> **SOURCE EXCERPT**
============
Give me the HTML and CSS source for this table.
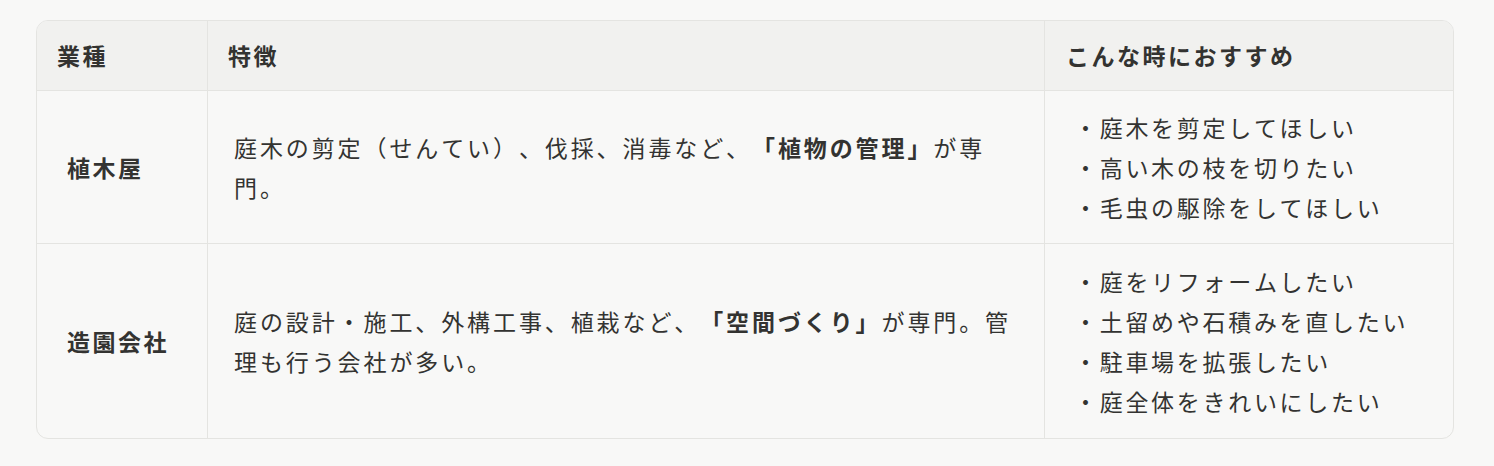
FILE: index.html
```html
<!DOCTYPE html>
<html lang="ja">
<head>
<meta charset="utf-8">
<link rel="stylesheet" href="styles.css">
</head>
<body>
<div class="wrap">
<table class="tbl">
  <colgroup>
    <col class="c1"><col class="c2"><col class="c3">
  </colgroup>
  <thead>
    <tr><th>業種</th><th>特徴</th><th>こんな時におすすめ</th></tr>
  </thead>
  <tbody>
    <tr>
      <td class="name">植木屋</td>
      <td class="feat">庭木の剪定（せんてい）、伐採、消毒など、<strong>「植物の管理」</strong>が専門。</td>
      <td class="rec">
        <ul>
          <li>・庭木を剪定してほしい</li>
          <li>・高い木の枝を切りたい</li>
          <li>・毛虫の駆除をしてほしい</li>
        </ul>
      </td>
    </tr>
    <tr class="tall">
      <td class="name">造園会社</td>
      <td class="feat">庭の設計・施工、外構工事、植栽など、<strong>「空間づくり」</strong>が専門。管理も行う会社が多い。</td>
      <td class="rec">
        <ul>
          <li>・庭をリフォームしたい</li>
          <li>・土留めや石積みを直したい</li>
          <li>・駐車場を拡張したい</li>
          <li>・庭全体をきれいにしたい</li>
        </ul>
      </td>
    </tr>
  </tbody>
</table>
</div>
</body>
</html>
```
FILE: styles.css
```css
html, body {
  margin: 0;
  padding: 0;
  background: #f8f8f7;
}
body {
  font-family: "Noto Sans CJK JP", "Noto Sans", sans-serif;
  color: #333331;
  font-size: 23px;
  letter-spacing: 2.5px;
  text-spacing-trim: space-all;
  font-kerning: none;
}
.wrap {
  padding: 20px 41px 0 36px;
}
.tbl {
  width: 1417px;
  border-collapse: separate;
  border-spacing: 0;
  border: 1px solid #e4e4e1;
  border-radius: 12px;
  overflow: hidden;
  table-layout: fixed;
}
.c1 { width: 170px; }
.c2 { width: 837px; }
.c3 { width: 409px; }
.tbl th {
  background: #f1f1ef;
  text-align: left;
  font-weight: 700;
  line-height: 40px;
  padding: 14px 20px 15px 20px;
  border-bottom: 1px solid #e4e4e1;
}
.tbl th + th, .tbl td + td {
  border-left: 1px solid #e4e4e1;
}
.tbl td {
  vertical-align: middle;
  line-height: 40px;
  padding: 16px 30px;
}
.tbl tr.tall td {
  padding-top: 17px;
  padding-bottom: 17px;
}
.tbl tbody tr + tr td {
  border-top: 1px solid #e4e4e1;
}
.tbl th:last-child { padding-left: 21px; }
.name { font-weight: 700; }
.tbl td.feat {
  padding-left: 26px;
  padding-right: 28px;
  letter-spacing: 2.9px;
}
.feat strong { font-weight: 700; }
.tbl td.rec {
  padding-left: 29px;
  padding-right: 16px;
  letter-spacing: 2.7px;
}
.rec ul {
  list-style: none;
  margin: 0;
  padding: 0;
}
```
============
> **STATED PROBLEM**
Exactly as written, return every line of the listing, but not the pictures.

> **WRITTEN RESPONSE**
Give me the HTML and CSS source for this table.
FILE: index.html
```html
<!DOCTYPE html>
<html lang="ja">
<head>
<meta charset="utf-8">
<link rel="stylesheet" href="styles.css">
</head>
<body>
<div class="wrap">
<table class="tbl">
  <colgroup>
    <col class="c1"><col class="c2"><col class="c3">
  </colgroup>
  <thead>
    <tr><th>業種</th><th>特徴</th><th>こんな時におすすめ</th></tr>
  </thead>
  <tbody>
    <tr>
      <td class="name">植木屋</td>
      <td class="feat">庭木の剪定（せんてい）、伐採、消毒など、<strong>「植物の管理」</strong>が専門。</td>
      <td class="rec">
        <ul>
          <li>・庭木を剪定してほしい</li>
          <li>・高い木の枝を切りたい</li>
          <li>・毛虫の駆除をしてほしい</li>
        </ul>
      </td>
    </tr>
    <tr class="tall">
      <td class="name">造園会社</td>
      <td class="feat">庭の設計・施工、外構工事、植栽など、<strong>「空間づくり」</strong>が専門。管理も行う会社が多い。</td>
      <td class="rec">
        <ul>
          <li>・庭をリフォームしたい</li>
          <li>・土留めや石積みを直したい</li>
          <li>・駐車場を拡張したい</li>
          <li>・庭全体をきれいにしたい</li>
        </ul>
      </td>
    </tr>
  </tbody>
</table>
</div>
</body>
</html>
```
FILE: styles.css
```css
html, body {
  margin: 0;
  padding: 0;
  background: #f8f8f7;
}
body {
  font-family: "Noto Sans CJK JP", "Noto Sans", sans-serif;
  color: #333331;
  font-size: 23px;
  letter-spacing: 2.5px;
  text-spacing-trim: space-all;
  font-kerning: none;
}
.wrap {
  padding: 20px 41px 0 36px;
}
.tbl {
  width: 1417px;
  border-collapse: separate;
  border-spacing: 0;
  border: 1px solid #e4e4e1;
  border-radius: 12px;
  overflow: hidden;
  table-layout: fixed;
}
.c1 { width: 170px; }
.c2 { width: 837px; }
.c3 { width: 409px; }
.tbl th {
  background: #f1f1ef;
  text-align: left;
  font-weight: 700;
  line-height: 40px;
  padding: 14px 20px 15px 20px;
  border-bottom: 1px solid #e4e4e1;
}
.tbl th + th, .tbl td + td {
  border-left: 1px solid #e4e4e1;
}
.tbl td {
  vertical-align: middle;
  line-height: 40px;
  padding: 16px 30px;
}
.tbl tr.tall td {
  padding-top: 17px;
  padding-bottom: 17px;
}
.tbl tbody tr + tr td {
  border-top: 1px solid #e4e4e1;
}
.tbl th:last-child { padding-left: 21px; }
.name { font-weight: 700; }
.tbl td.feat {
  padding-left: 26px;
  padding-right: 28px;
  letter-spacing: 2.9px;
}
.feat strong { font-weight: 700; }
.tbl td.rec {
  padding-left: 29px;
  padding-right: 16px;
  letter-spacing: 2.7px;
}
.rec ul {
  list-style: none;
  margin: 0;
  padding: 0;
}
```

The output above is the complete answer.